How to Translate Customer Reviews for International Markets (Including Testimonials)

How to Translate Customer Reviews for International Markets (Including Testimonials) (en-ZA)

Customer reviews are best translated not word-for-word, but with context in mind—so the meaning, emotion and credibility in what the customer actually said land naturally with the target audience. A well-translated review builds trust in a new market, while a poorly translated one can come across overly “salesy”, forced, or even a bit suspicious. The key is getting the balance right between correct language, cultural localisation and a tone that fits your brand.

In practice, this means reviews, testimonials and user opinions need a different approach than translating documents or product descriptions. You need to focus on natural phrasing, align with local language conventions, and keep the customer’s authentic voice intact. In this article, I’ll show you how to do it properly.

Why translating customer reviews is harder than it looks

At first glance, reviews seem easy—short texts, usually just a few sentences, everyday language, and very specific emotions. That’s exactly why translation can be tricky. Because the format is short, there’s very little room for error: any awkward wording shows immediately.

For reviews, the stakes are not only linguistic accuracy, but also trust. An international reader can quickly tell whether a review reads like a genuine customer comment—or like artificially generated marketing copy. If the translation is too literal, you may end up with:

  • language calques that sound strange in the target language,
  • unnatural sentence order,
  • emotions expressed in a way that doesn’t feel right for the local market,
  • the wrong level of formality overall—too high or too low,
  • wording that weakens the review’s credibility.

This matters especially for e-commerce, SaaS and service businesses that rely on social proof to drive sales. One badly translated review may not break a campaign, but an entire reviews section that reads unnaturally can clearly hurt conversions.

Literal translation vs localisation: the key difference

The most common mistake is treating a review like any other piece of text—something you simply translate word-for-word. But a customer opinion is social communication: it has to inform, but also create a particular impression. That’s why it’s important to distinguish between literal translation and localisation.

Literal translation

Literal translation focuses on reproducing the exact wording and sentence structure. This approach can work for straightforward information, but with reviews it often leads to awkward results.

Example:

Polish original: „Obsługa stanęła na wysokości zadania i wszystko poszło sprawnie”.
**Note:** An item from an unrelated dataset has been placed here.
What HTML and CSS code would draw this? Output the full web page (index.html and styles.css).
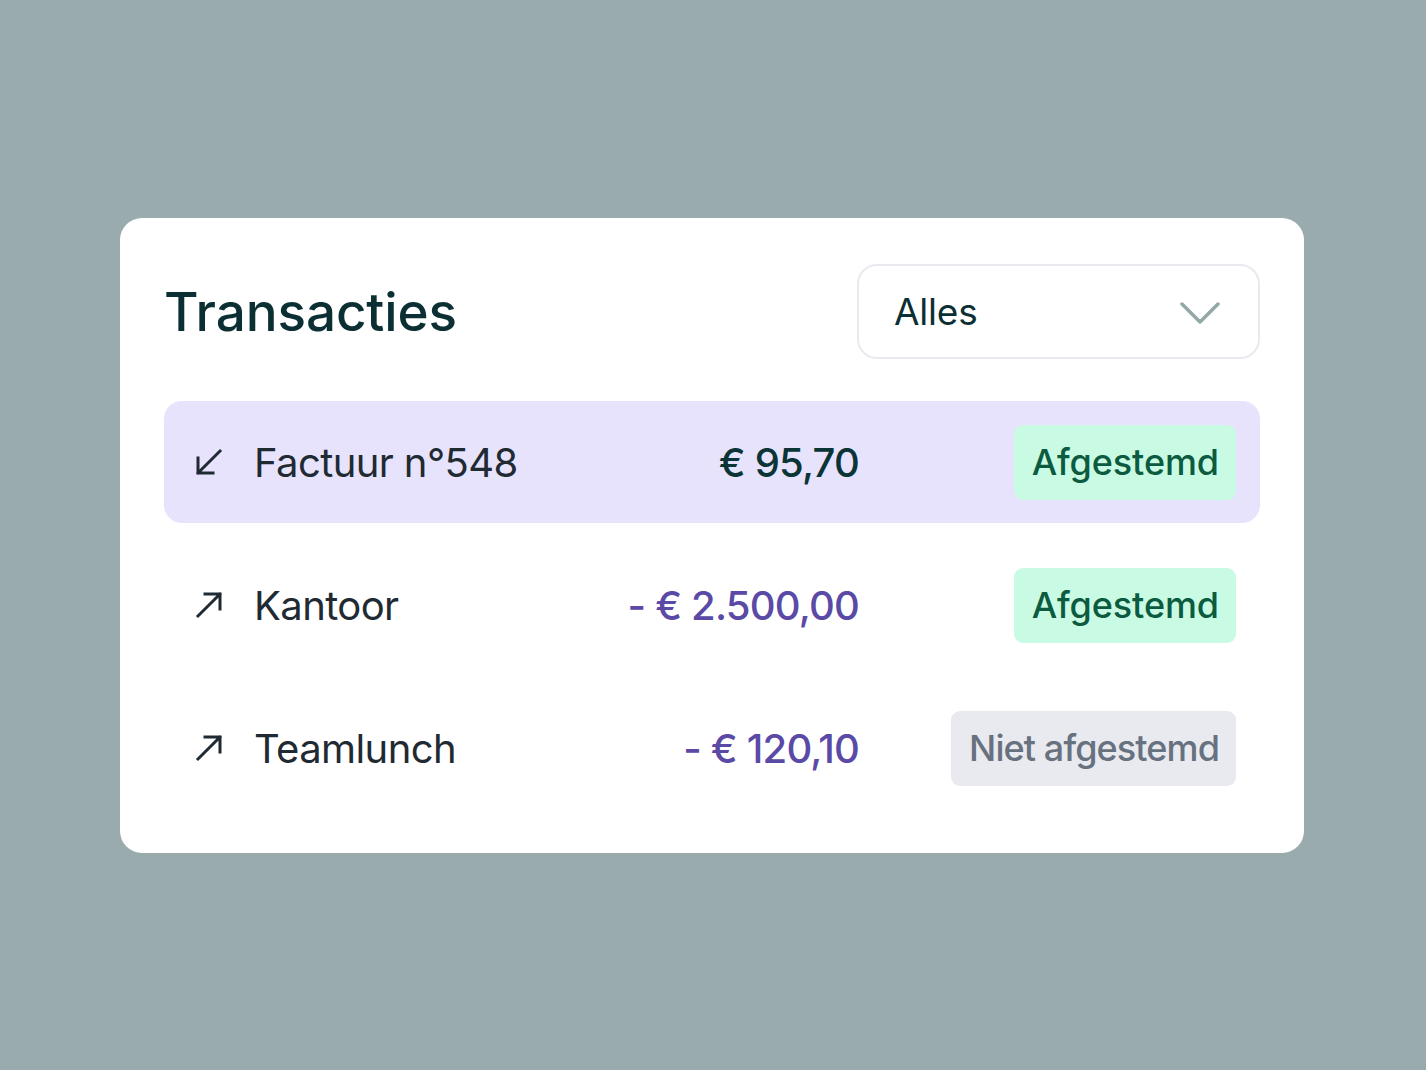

Too literal English version: „The service rose to the task and everything went smoothly.”

Even if it’s grammatically understandable, for a native reader it still sounds off. Better to convey the real meaning:

Natural version: „The team handled everything professionally and the whole process was smooth.”

Localisation

Localisation means adapting the wording to the language, the market and the expectations of your audience. You keep the intent behind the review, but you change the phrasing where naturalness requires it.

That’s why good Polish-to-English translations for customer reviews should consider not only the words, but also:

  • the level of directness,
  • the local way of expressing satisfaction or recommending something,
  • the preferred review tone,
  • the industry context of the product or service,
  • the language variety (for example, en-GB vs en-ZA vs en-US).

This matters because readers in the UK and readers in the US may interpret the same content differently. The same applies to Spanish in Spain vs Spanish in Mexico, or to English used in B2B communication compared to D2C. And even within “English South Africa translation” needs, tone and phrasing must feel natural to local readers, not like a generic template.

What must be kept in a review at all costs?

You don’t have to translate every layer of text identically, but there are elements you must not lose. These are the things that determine whether the review keeps its persuasive power.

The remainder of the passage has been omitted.